The reality of the project is that it was driven by a personal quest to get my dear old car going properly, whatever it took. The opportunity to find some more customers led me to make a small batch of 6 more blocks, at considerable cost in terms of time and general hassle, above and beyond what it took to get my own first-off block casting made, machined up and fitted.

Business (Car Club) Reality No 4: The RSR pulls Like-minded People Together

Regardless of the business aspects of this project, what for me turned out to be the biggest and I expect most enduring spin-off from this endeavour is the network of fellow Rover 6hp owners which was built up very quickly in under 2 years, motivated initially by me wanting to find some potential customers for a new block, but ending up as a quest to track down and put on the Register all the remaining 6hp Rovers on this planet – along with their current owners. The RSR-supported 6hp Centenary Event in July 2006 was the first time in probably 90 years that more than 3 of these cars (and their owners) had ever got together.

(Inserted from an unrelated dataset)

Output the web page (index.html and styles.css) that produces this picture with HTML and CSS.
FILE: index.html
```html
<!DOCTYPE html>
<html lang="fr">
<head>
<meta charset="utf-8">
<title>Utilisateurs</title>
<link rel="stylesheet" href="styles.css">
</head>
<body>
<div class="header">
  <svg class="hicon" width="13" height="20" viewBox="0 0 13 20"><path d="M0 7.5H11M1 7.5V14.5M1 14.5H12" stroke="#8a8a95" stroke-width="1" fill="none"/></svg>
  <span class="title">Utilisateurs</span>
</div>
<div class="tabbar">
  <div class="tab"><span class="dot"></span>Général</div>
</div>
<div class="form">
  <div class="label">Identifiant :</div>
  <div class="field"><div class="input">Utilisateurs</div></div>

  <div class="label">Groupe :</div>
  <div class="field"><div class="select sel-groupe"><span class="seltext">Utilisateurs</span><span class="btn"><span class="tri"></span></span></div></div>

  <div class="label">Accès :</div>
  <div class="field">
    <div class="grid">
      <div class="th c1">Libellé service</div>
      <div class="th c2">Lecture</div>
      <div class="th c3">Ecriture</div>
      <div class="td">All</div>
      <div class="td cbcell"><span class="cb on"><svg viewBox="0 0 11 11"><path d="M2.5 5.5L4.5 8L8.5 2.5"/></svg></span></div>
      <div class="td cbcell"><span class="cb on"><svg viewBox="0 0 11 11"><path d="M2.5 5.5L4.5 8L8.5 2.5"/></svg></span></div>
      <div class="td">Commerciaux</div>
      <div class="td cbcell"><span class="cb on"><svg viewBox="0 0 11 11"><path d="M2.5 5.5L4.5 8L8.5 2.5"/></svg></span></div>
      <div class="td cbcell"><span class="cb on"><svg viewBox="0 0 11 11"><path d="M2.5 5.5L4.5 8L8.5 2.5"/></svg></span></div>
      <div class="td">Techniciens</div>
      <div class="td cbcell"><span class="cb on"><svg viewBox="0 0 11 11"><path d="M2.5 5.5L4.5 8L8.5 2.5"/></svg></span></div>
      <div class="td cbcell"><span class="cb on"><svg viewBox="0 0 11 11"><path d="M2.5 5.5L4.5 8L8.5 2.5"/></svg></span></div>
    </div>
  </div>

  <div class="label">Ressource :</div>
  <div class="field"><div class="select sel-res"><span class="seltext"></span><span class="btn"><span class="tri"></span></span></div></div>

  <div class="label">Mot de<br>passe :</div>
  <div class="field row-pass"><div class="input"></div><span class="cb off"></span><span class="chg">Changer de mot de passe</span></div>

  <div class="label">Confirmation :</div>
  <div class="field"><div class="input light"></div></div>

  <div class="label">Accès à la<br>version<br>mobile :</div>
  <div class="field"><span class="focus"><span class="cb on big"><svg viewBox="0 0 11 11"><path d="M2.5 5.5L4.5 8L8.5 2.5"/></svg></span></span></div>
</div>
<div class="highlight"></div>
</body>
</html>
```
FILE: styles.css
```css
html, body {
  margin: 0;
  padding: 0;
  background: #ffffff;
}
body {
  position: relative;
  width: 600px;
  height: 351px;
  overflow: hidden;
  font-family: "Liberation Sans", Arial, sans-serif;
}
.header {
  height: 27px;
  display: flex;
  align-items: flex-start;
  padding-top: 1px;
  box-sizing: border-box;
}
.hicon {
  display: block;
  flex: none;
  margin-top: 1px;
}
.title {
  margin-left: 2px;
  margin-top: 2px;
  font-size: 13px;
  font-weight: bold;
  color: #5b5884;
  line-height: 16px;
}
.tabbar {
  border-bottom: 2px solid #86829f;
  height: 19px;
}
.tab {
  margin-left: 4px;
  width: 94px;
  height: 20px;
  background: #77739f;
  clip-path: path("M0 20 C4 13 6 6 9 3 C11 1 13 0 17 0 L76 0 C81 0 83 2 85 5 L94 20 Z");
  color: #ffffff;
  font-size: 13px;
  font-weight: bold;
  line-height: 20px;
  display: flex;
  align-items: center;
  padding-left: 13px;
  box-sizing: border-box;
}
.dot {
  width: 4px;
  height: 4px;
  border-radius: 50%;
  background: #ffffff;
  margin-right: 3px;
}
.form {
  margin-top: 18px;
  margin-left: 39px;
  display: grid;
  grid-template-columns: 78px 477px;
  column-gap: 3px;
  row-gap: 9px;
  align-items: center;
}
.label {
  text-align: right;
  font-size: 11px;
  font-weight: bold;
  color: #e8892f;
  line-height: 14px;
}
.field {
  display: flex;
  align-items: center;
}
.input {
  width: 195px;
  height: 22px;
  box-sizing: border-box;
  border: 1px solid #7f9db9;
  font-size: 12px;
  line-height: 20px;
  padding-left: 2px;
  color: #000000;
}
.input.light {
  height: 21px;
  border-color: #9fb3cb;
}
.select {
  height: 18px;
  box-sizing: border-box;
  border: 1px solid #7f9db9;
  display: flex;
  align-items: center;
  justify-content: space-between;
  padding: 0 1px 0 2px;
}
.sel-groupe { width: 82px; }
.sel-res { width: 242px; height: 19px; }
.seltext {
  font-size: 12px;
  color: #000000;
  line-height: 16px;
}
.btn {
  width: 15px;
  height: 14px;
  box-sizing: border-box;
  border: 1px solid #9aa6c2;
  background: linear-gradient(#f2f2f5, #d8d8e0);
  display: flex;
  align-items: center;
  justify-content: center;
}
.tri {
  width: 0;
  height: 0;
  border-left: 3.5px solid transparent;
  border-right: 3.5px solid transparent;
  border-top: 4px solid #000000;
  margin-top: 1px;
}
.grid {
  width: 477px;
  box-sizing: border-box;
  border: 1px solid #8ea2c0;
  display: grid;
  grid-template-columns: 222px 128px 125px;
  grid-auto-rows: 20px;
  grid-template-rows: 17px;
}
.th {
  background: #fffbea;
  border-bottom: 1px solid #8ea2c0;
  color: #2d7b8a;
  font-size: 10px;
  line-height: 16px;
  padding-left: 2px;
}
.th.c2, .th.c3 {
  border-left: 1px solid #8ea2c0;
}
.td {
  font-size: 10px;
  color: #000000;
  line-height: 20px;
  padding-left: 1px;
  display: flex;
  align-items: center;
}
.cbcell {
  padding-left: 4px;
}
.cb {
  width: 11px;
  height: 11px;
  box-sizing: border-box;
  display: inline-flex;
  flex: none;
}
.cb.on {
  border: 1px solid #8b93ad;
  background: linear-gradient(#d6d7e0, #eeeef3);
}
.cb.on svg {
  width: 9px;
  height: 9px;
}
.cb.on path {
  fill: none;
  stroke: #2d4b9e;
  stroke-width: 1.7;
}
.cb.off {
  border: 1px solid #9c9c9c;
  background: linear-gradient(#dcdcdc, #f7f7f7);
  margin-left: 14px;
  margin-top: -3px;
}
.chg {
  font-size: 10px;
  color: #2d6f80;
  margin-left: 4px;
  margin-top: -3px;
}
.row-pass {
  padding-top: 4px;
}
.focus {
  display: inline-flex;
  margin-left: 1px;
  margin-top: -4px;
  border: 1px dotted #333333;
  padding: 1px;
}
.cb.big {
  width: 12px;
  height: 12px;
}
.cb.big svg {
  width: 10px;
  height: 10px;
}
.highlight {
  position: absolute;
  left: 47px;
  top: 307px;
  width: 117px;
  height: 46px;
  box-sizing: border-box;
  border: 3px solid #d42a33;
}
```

These and many of the other 6hp owners on the Register have since corresponded and met and done events together.

The Rover Sports Register has, in my opinion, provided a far more effective club in bringing these rather unloved little cars (and their owners) together, compared to the Veteran Car Club, which is friendly enough but tends to be dominated by the very expensive pre 1905 cars eligible for the Brighton Run. And where are the owners of all those big and powerful Rover 8hp (single cylinder models 1904-1911) hiding now? Come and race the 6hp boys, or at least emulate your colleague Kent Robinson and get writing to the Freewheel editor !

Unexpected reunion: The 6 and 8hp Rovers meet again on the 2007 Creepy Crawly Rally, Windsor.

From c1960 to c1980 these actual cars both belonged to the same owner in Ireland.